Nietes is rated No. 1 by the WBO at 112. Nietes’ promoter Michael Aldeguer of ALA Promotions told RingTV.com in a text message that Nietes will await the winner of the Zou Shiming vs. Kwanpichit Onesongchai Gym (aka Prasitsak Papoem) fight Nov. 5 on the Manny Pacquiao-Jessie Vargas card at the Thomas and Mack Center in Las Vegas. The Shiming-Kwanpichit bout, which pits the WBO’s Nos. 2 and 3 contenders, respectively, is expected to fill the vacant title. Nietes and Zou had sparred together at the Wild Card Gym during this training camp.

Photo by German Villasenor

Photo by German Villasenor

“The fight tonight could be one of the best performances he ever had in terms of precision and it showed his high IQ,” Aldeguer said. “He made a difficult opponent look easy.”

In earlier bouts, Filipino action star Mark Magsayo pounded late replacement Ramiro Robles to a 12-round unanimous decision in the featherweight class while bantamweight Arthur Villanueva scored a second-round knockout of Juan Jimenez in a rematch of their controversial fight in May.

Magsayo (15-0, 11 KOs) followed up his life-and-death knockout win over Chris Avalos in April, dropping Robles (13-6-1, 8 KOs) in Rounds 2 and 7 to earn scores of 120-106, 119-107, 118-108 on the three cards.

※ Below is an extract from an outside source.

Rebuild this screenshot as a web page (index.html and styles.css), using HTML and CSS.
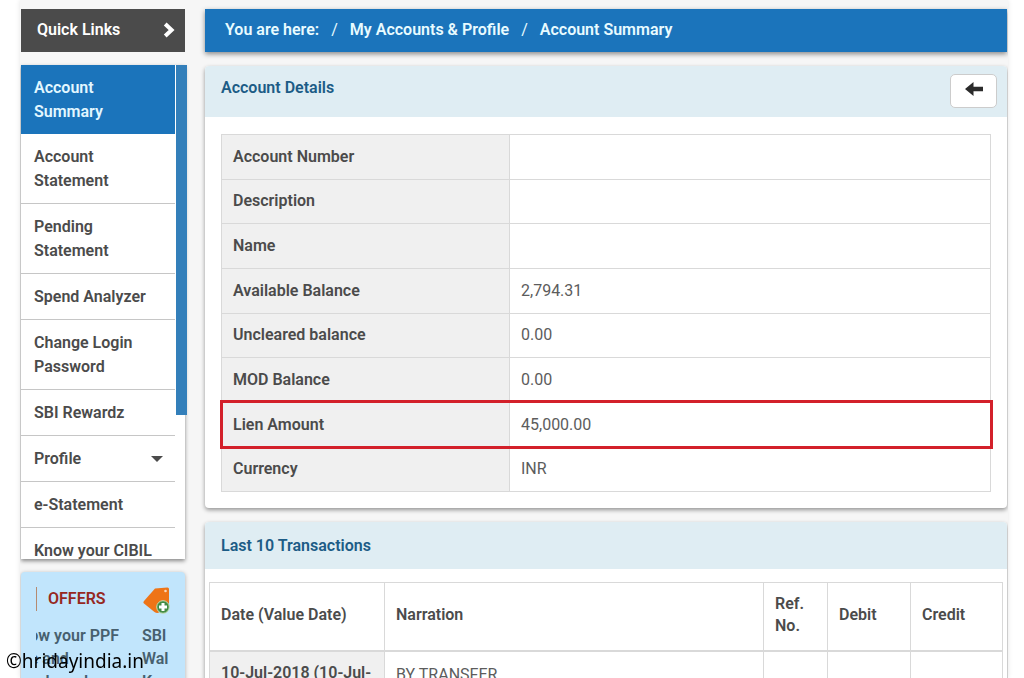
FILE: index.html
```html
<!DOCTYPE html>
<html lang="en">
<head>
<meta charset="utf-8">
<title>Account Summary</title>
<link rel="stylesheet" href="styles.css">
</head>
<body>
<div class="page">
  <aside class="sidebar">
    <h2 class="quick-links">Quick Links
      <svg class="chevron" viewBox="0 0 12 16" aria-hidden="true"><path d="M2.2 2 L8.6 8 L2.2 14" /></svg>
    </h2>
    <nav class="menu">
      <ul class="menu-list">
        <li><a class="active" href="#">Account Summary</a></li>
        <li><a href="#">Account Statement</a></li>
        <li><a href="#">Pending Statement</a></li>
        <li><a href="#">Spend Analyzer</a></li>
        <li><a href="#">Change Login Password</a></li>
        <li><a href="#">SBI Rewardz</a></li>
        <li><a class="expandable" href="#">Profile</a></li>
        <li><a href="#">e-Statement</a></li>
        <li><a href="#">Know your CIBIL</a></li>
      </ul>
      <div class="scroll-thumb"></div>
    </nav>
    <section class="offers">
      <div class="offers-head">
        <h2>OFFERS</h2>
        <svg class="tag" viewBox="0 0 27 27" aria-hidden="true">
          <path class="tag-body" d="M12 1.500 L24.500 .5 Q26 .5 26 2 L26 17 L16 25.500 Q14 26.500 11.500 25 L1 16.500 Q-.2 15.500 1 14 Z"/>
          <circle class="tag-hole" cx="22.500" cy="4" r="1.300"/>
          <circle class="tag-badge" cx="20" cy="20" r="6.300"/>
          <path class="tag-plus" d="M20 16 V24 M16 20 H24"/>
        </svg>
      </div>
      <div class="ticker">
        <p class="ticker-first">Know your PPF<br>rate and<br>withdrawal</p>
        <p>SBI<br>Wal<br>Kno</p>
      </div>
    </section>
  </aside>

  <main class="content">
    <nav class="breadcrumb">
      <span>You are here:</span><i>/</i><a href="#">My Accounts &amp; Profile</a><i>/</i><a href="#">Account Summary</a>
    </nav>

    <section class="panel">
      <header class="panel-head">
        <h1>Account Details</h1>
        <button class="back" type="button" aria-label="Back">
          <svg viewBox="0 0 18 14" aria-hidden="true"><path d="M0 7 L8.500 0 V4.700 H18 V9.300 H8.500 V14 Z"/></svg>
        </button>
      </header>
      <div class="panel-body">
        <table class="details">
          <tr><th scope="row">Account Number</th><td></td></tr>
          <tr><th scope="row">Description</th><td></td></tr>
          <tr><th scope="row">Name</th><td></td></tr>
          <tr><th scope="row">Available Balance</th><td>2,794.31</td></tr>
          <tr><th scope="row">Uncleared balance</th><td>0.00</td></tr>
          <tr><th scope="row">MOD Balance</th><td>0.00</td></tr>
          <tr class="highlight"><th scope="row">Lien Amount</th><td>45,000.00</td></tr>
          <tr><th scope="row">Currency</th><td>INR</td></tr>
        </table>
      </div>
    </section>

    <section class="panel">
      <header class="panel-head compact">
        <h1>Last 10 Transactions</h1>
      </header>
      <div class="panel-body wide">
        <table class="transactions">
          <colgroup><col class="c-date"><col><col class="c-ref"><col class="c-debit"><col class="c-credit"></colgroup>
          <thead>
            <tr><th scope="col">Date (Value Date)</th><th scope="col">Narration</th><th scope="col">Ref. No.</th><th scope="col">Debit</th><th scope="col">Credit</th></tr>
          </thead>
          <tbody>
            <tr><th scope="row">10-Jul-2018 (10-Jul-2018)</th><td>BY TRANSFER</td><td></td><td></td><td></td></tr>
          </tbody>
        </table>
      </div>
    </section>
  </main>
</div>
<div class="watermark">©hridayindia.in</div>
</body>
</html>
```
FILE: styles.css
```css
* { box-sizing: border-box; }

body {
  margin: 0;
  height: 100vh;
  overflow: hidden;
  background: #fff;
  color: #4b4b4b;
  font: 16px/24px Roboto, sans-serif;
}

h1, h2, p, ul { margin: 0; padding: 0; }
h1, h2, th { font-size: 16px; font-weight: 600; }
a { color: inherit; text-decoration: none; }

.page {
  display: flex;
  align-items: flex-start;
  gap: 20px;
  height: 100vh;
  overflow: hidden;
  margin: 0 16px 0 20px;
  padding: 9px 1px 0;
  background: #f6f6f6;
  box-shadow: 0 0 5px rgba(0, 0, 0, .1);
}

/* Sidebar */
.sidebar { flex: 0 0 164px; font-weight: 600; }

.quick-links {
  display: flex;
  align-items: center;
  justify-content: space-between;
  height: 43px;
  padding: 0 10px 2px 16px;
  background: #4b4b4b;
  color: #fff;
}
.chevron { width: 12px; height: 16px; fill: none; stroke: #fff; stroke-width: 4; }

.menu {
  position: relative;
  height: 494px;
  margin-top: 13px;
  background: #fff;
  box-shadow: 0 2px 4px rgba(0, 0, 0, .45);
}
.menu-list { height: 100%; margin-right: 10px; overflow: hidden; list-style: none; }
.menu-list a {
  display: block;
  padding: 11px 12px 10px 13px;
  border-bottom: 1px solid #c6c6c6;
}
.menu-list .active { padding-bottom: 9px; border-color: #1b74bb; background: #1b74bb; color: #e2f7ff; }
.menu-list .expandable { display: flex; align-items: center; justify-content: space-between; }
.expandable::after {
  content: "";
  border: 6px solid transparent;
  border-top-color: #4b4b4b;
  border-bottom: 0;
}
.scroll-thumb {
  position: absolute;
  top: 0;
  right: -2px;
  width: 11px;
  height: 350px;
  background: #337fba;
}

.offers {
  height: 160px;
  margin-top: 13px;
  padding: 15px 15px 0;
  border-radius: 4px;
  background: #c1e5fc;
  box-shadow: 0 1px 4px rgba(0, 0, 0, .3);
}
.offers-head { display: flex; align-items: flex-start; justify-content: space-between; height: 37px; }
.offers-head h2 { padding-left: 11px; border-left: 1px solid #b58a70; color: #96281f; }
.tag { width: 27px; height: 27px; }
.tag-body { fill: #ee7417; }
.tag-hole { fill: #fbd8b8; }
.tag-badge { fill: #438c45; stroke: #c5dfb4; stroke-width: 1; }
.tag-plus { stroke: #fff; stroke-width: 3; }
.ticker { display: flex; justify-content: space-between; line-height: 23px; color: #47606f; }
.ticker p { flex: 0 0 26px; white-space: nowrap; }
.ticker .ticker-first { display: flex; flex: 0 0 83px; justify-content: flex-end; overflow: hidden; }

/* Main column */
.content { flex: 1; min-width: 0; }

.breadcrumb {
  display: flex;
  align-items: center;
  gap: 12px;
  height: 43px;
  padding: 0 20px 2px;
  background: #1b74bb;
  box-shadow: 0 2px 5px rgba(0, 0, 0, .45);
  color: #e8fbff;
  font-weight: 600;
}
.breadcrumb i { font-style: normal; font-weight: 400; }

.panel {
  margin-top: 14px;
  border-radius: 4px;
  background: #fff;
  box-shadow: 0 2px 4px rgba(0, 0, 0, .4);
}
.panel-head {
  display: flex;
  align-items: flex-start;
  justify-content: space-between;
  padding: 8px 10px 9px 16px;
  border-radius: 4px 4px 0 0;
  background: #dfedf3;
  color: #1c5c86;
}
.panel-head h1 { padding-top: 2px; }
.panel-head.compact { padding: 10px 16px 11px; }
.back {
  display: flex;
  align-items: center;
  justify-content: center;
  width: 47px;
  height: 34px;
  padding: 0 0 4px;
  border: 1px solid #ccc;
  border-radius: 5px;
  background: #fff;
}
.back svg { width: 18px; height: 14px; fill: #2b2b2b; }

.panel-body { padding: 17px 16px 16px; }
.panel-body.wide { padding: 13px 4px; }

table { width: 100%; border-collapse: collapse; table-layout: fixed; line-height: 22px; }
th, td { padding: 10px 11px; border: 1px solid #d9d9d9; text-align: left; }
td { color: #5c5c5c; }

.details { height: 358px; }
.details th { width: 288px; background: #f0f0f0; }
.details th, .details td { padding: 10px 11px; }
.highlight { outline: 3px solid #d3202a; outline-offset: -1px; }

.c-date { width: 175px; }
.c-ref { width: 64px; }
.c-debit { width: 83px; }
.c-credit { width: 92px; }
.transactions thead th { height: 68px; padding: 8px 11px 10px; border-bottom: 2px solid #d9d9d9; }
.transactions tbody th { background: #f0f0f0; }
.transactions tbody td { padding-top: 12px; vertical-align: top; }

.watermark {
  position: fixed;
  bottom: 3px;
  left: 6px;
  color: #000;
  font: 19px/28px "Noto Sans", sans-serif;
}
```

Villanueva (30-1, 16 KOs) dropped Jimenez (22-11, 15 KOs) down and out, closing the issue on their earlier fight in the Philippines when Jimenez knocked Villanueva down in Round 2 but was knocked unconscious by a headbutt in Round 4. Villanueva, whose only loss came on a close technical decision for the vacant IBF junior bantamweight title last year against McJoe Arroyo, folded up Jimenez with a counter right hand after stepping to his right following a left hook miss.

The card was shown on BeIN Sports and TV Azteca in the United States and Mexico and on ABS-CBN pay-per-view in the Philippines.